The festival moved to the bigger Tel Aviv Cinematheque in 2007. IndieWire included it in its list of "10 LGBT Fests You Can’t Miss" in 2014 and 2015.

TLVFest founded TLVFest Drag Star Search, a competition for Israeli drag queens and drag kings. It has hosted drag artists from around the world including Peaches Christ, Sherry Vine, Jinkx Monsoon, Sharon Needles, Peppermint, and Alexis Michelle.

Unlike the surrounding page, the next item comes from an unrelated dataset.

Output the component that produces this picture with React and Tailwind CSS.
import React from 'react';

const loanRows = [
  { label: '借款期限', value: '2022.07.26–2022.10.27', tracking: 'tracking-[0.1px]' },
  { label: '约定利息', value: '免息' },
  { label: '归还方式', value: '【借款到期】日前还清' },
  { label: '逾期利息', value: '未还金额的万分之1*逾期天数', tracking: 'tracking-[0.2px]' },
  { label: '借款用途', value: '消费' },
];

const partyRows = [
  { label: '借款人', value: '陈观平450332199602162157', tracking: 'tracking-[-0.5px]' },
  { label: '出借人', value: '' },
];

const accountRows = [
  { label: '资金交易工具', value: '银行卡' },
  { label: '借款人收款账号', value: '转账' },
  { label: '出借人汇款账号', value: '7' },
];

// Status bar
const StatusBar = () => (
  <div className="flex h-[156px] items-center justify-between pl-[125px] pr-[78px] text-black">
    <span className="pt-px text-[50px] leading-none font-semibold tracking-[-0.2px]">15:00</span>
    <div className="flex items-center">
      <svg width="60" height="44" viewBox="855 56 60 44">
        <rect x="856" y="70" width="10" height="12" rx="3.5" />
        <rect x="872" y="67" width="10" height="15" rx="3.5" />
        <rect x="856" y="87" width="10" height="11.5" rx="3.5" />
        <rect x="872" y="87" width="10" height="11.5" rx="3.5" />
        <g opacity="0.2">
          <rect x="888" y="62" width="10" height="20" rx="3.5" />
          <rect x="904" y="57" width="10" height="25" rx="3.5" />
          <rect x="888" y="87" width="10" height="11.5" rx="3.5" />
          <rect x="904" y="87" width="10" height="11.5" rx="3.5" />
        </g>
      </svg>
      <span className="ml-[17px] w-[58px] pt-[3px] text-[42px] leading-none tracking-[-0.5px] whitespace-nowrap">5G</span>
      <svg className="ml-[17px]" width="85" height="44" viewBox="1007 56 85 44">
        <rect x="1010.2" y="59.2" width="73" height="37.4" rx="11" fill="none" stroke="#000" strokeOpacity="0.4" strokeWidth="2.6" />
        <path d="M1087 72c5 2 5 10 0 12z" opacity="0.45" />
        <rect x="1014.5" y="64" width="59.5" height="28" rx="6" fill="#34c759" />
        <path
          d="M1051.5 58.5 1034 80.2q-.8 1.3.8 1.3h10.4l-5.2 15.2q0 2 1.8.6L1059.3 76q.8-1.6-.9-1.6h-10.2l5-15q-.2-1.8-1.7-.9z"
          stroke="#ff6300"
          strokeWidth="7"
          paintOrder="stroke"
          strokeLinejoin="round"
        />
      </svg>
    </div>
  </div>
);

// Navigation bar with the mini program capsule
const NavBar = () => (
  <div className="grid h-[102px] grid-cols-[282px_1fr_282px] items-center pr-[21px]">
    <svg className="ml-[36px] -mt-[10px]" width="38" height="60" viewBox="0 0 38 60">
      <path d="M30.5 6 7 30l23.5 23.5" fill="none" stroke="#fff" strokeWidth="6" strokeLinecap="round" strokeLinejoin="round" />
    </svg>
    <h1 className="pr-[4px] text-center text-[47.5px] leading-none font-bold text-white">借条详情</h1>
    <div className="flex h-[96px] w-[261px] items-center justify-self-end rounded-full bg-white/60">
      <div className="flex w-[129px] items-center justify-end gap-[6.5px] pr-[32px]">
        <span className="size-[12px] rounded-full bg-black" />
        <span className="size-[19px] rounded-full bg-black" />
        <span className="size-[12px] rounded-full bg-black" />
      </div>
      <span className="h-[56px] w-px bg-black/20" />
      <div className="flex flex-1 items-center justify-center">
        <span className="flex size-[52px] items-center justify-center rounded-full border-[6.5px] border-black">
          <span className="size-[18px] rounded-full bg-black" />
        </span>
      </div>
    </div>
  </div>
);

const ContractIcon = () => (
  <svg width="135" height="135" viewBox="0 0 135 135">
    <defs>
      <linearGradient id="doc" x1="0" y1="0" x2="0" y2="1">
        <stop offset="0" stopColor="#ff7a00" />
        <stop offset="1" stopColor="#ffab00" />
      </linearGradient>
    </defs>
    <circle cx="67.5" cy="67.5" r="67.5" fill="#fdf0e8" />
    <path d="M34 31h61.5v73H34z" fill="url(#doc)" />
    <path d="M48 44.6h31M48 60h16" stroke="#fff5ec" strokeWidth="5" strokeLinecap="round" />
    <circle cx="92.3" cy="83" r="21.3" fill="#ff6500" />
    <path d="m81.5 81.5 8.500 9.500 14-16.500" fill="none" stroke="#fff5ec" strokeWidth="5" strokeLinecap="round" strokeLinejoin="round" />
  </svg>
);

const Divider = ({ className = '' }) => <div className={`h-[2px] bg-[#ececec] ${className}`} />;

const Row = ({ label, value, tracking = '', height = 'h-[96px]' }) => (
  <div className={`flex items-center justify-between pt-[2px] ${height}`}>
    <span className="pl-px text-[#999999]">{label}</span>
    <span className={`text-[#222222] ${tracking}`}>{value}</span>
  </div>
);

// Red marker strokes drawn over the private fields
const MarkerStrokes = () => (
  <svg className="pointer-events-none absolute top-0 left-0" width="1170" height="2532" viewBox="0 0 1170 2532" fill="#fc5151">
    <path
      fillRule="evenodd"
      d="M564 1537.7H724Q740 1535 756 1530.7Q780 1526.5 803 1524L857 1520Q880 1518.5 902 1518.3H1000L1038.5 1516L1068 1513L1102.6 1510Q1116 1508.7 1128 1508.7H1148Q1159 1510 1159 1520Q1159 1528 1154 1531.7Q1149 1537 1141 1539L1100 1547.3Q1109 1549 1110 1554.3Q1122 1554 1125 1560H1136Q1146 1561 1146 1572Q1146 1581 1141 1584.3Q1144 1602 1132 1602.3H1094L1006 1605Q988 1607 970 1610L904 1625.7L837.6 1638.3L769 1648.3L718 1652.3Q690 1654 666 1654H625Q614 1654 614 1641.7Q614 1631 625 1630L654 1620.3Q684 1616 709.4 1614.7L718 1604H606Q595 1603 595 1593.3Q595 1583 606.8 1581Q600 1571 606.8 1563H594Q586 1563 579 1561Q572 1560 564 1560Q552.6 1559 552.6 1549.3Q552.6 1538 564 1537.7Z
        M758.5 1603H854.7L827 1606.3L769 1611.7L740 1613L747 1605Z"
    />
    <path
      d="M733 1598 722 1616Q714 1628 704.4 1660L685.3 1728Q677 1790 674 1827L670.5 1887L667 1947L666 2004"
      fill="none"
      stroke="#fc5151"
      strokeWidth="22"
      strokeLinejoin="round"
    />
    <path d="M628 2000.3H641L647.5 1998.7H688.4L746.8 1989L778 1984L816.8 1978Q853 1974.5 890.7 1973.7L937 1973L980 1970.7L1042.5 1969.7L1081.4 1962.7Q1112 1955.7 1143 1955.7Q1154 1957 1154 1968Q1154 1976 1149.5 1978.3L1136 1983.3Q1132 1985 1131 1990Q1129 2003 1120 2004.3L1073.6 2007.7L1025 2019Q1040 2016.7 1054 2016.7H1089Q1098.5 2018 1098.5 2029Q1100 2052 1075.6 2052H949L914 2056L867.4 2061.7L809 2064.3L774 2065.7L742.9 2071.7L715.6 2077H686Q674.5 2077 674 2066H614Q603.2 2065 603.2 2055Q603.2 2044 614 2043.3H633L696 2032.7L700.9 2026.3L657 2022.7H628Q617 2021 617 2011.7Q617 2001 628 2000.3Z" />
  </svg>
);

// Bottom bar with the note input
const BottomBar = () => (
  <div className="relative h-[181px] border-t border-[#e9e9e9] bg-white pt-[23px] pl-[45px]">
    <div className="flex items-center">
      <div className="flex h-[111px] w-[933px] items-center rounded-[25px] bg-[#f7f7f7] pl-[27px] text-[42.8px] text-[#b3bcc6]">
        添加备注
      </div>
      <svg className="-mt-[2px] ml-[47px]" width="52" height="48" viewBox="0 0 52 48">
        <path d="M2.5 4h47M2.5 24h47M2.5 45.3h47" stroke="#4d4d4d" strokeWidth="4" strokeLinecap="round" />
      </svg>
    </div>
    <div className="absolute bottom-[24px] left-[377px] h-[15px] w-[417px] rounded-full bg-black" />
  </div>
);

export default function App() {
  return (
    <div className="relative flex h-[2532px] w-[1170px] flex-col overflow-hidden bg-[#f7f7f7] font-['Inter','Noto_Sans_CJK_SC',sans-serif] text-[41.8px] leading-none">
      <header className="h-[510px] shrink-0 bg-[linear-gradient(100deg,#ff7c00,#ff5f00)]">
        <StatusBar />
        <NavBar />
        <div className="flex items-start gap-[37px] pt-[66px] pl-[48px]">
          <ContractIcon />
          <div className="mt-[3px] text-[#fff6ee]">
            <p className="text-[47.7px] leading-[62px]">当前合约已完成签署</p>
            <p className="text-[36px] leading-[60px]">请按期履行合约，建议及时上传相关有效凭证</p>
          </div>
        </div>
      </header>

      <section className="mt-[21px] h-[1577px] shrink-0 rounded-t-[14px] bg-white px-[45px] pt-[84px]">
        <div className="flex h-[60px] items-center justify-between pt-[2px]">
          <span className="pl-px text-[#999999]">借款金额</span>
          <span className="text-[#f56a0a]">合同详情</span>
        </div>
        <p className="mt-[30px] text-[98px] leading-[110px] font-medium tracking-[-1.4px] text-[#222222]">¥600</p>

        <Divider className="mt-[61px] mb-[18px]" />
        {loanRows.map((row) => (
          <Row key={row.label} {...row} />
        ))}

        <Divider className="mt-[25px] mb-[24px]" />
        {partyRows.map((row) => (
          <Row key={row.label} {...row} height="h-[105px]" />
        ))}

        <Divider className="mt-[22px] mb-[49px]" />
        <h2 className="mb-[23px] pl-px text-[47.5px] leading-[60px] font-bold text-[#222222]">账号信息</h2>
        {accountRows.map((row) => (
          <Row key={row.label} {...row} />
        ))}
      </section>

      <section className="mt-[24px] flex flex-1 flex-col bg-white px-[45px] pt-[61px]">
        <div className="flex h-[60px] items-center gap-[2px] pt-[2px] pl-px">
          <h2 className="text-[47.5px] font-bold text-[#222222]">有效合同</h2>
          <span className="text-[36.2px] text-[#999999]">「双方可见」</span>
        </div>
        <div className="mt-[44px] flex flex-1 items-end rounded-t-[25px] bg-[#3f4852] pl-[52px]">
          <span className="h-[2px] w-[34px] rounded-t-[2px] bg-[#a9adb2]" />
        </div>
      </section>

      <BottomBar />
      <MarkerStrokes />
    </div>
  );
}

In 2020, due to COVID-19, the festival moved to November.

==Guests==
Over the years, the festival's guests have included Debra Messing, Alan Cumming, Lea DeLaria, film producer Christine Vachon (Boys Don’t Cry, Carol, Far From Heaven); LGBT community 'legends' such as Bruce La Bruce, John Waters-star Mink Stole, Wieland Speck (Berlinale Panorama curator), Michael Stutz, Kim Yutani (director of programming for the Sundance Film Festival), Lorenzo Vigas (Golden Lion Award Winner/Venice Film Festival – From Afar), Marcio Reolon, Filipe Matzembacher (Teddy Award Winner/Berlin International Film Festival – Hard Paint), Martín Rodríguez Redondo (Marilyn), Jay Brannan (Shortbus), Jamie Babbit (But I’m a Cheerleader), Angela Robinson (D.E.B.S.), Cheryl Dunye (The Watermelon Woman), Mark Christopher (54), Alantė Kavaitė (The Summer of Sangailė), Daniel Ribeiro (The Way He Looks), Melanie Mayron (Snapshots), Madeleine Olnek (Wild Nights with Emily), Thom Fitzgerald (The Hanging Garden); international trans activists and performers: Buck Angel, Gigi Gorgeous, Miss Rosewood, Zazie de Paris, Maya Jafer and many more.

==Opening Night Films==

- 2006 - Mysterious Skin
- 2007 - The Gymnast
- 2008 - FD Tel Aviv
- 2009 - Strella
- 2010 - I Love you Phillip Morris
- 2011 - Melting Away
- 2012 - Leave It on the Floor
- 2013 - Snails in The Rain
- 2014 - Guttman X 5
- 2015 - Fresno
- 2016 - Oriented
- 2017 - The Wound
- 2018 - My Days of Mercy
- 2019 - 15 Years
- 2024 - The Belle from Gaza
- 2025 - Kiss of the Spider Woman

== Selected films, screened at festival ==
- Mysterious Skin. Directed by Greg Araki
- One Kiss. Directed by Ivan Cotroneo
- The Wound. Directed by John Trengove

== Controversies ==
=== Funding 2012 ===
The Israeli Film Council threatened to withdraw funding for the festival; however it did not cancel the funding.

=== Calls for boycott ===
==== 2017 ====
A number of scheduled speakers canceled their attendance at the event in response to pressure from the BDS movement. The speakers who withdrew their participation are South African director John Trengrove, Canadian author and screenwriter of Pakistani descent Fawzia Mirza, Palestinian Nadia Ibrahim, who was supposed to sit in a jury panel, and Swiss Jasna Fritzi Bauer, though only Trengrove, Mirza and Ibrahim cited the BDS movement. Jasna Fritzi Bauer and Helene Hegemann claimed schedule clashes as a reason for cancellation. Despite speakers withdrawal, there were not changes in the screen program and the films of those who cancelled their participation were shown during the festival. John Trengrove cancelled his participation after he arrived to Israel on festival dime. Palestinian Israeli actress Samira Saraya and filmmaker Maysaloun Hamoud participated in the festival.

==== 2020 ====
More than 100 filmmakers from 15 countries signed a petition launched by the Palestinian Campaign for the Academic and Cultural Boycott of Israel calling for a boycott of the festival out of solidarity with the struggle by the Palestinian queer community. Among the signatories are filmmakers Charlotte Prodger, Alain Guiraudie, Thomas Allen Harris, Harjant Gill, Ian Iqbal Rashid, Sarah Schulman, John Greyson, Adrian Stimson, Richard Fung, Catherine Gund and Raquel Freire, as well as film scholars Alexandra Juhasz, Thomas Waugh, Marc Siegel, Shohini Ghosh and Chris Berry.

==== 2021 ====
In October 2021, over 200 celebrities, including Mila Kunis, Billy Porter, Neil Patrick Harris, Helen Mirren, Lance Bass and Jeremy Piven, signed an open letter rejecting calls for a boycott of the Tel Aviv International LGBT Film Festival.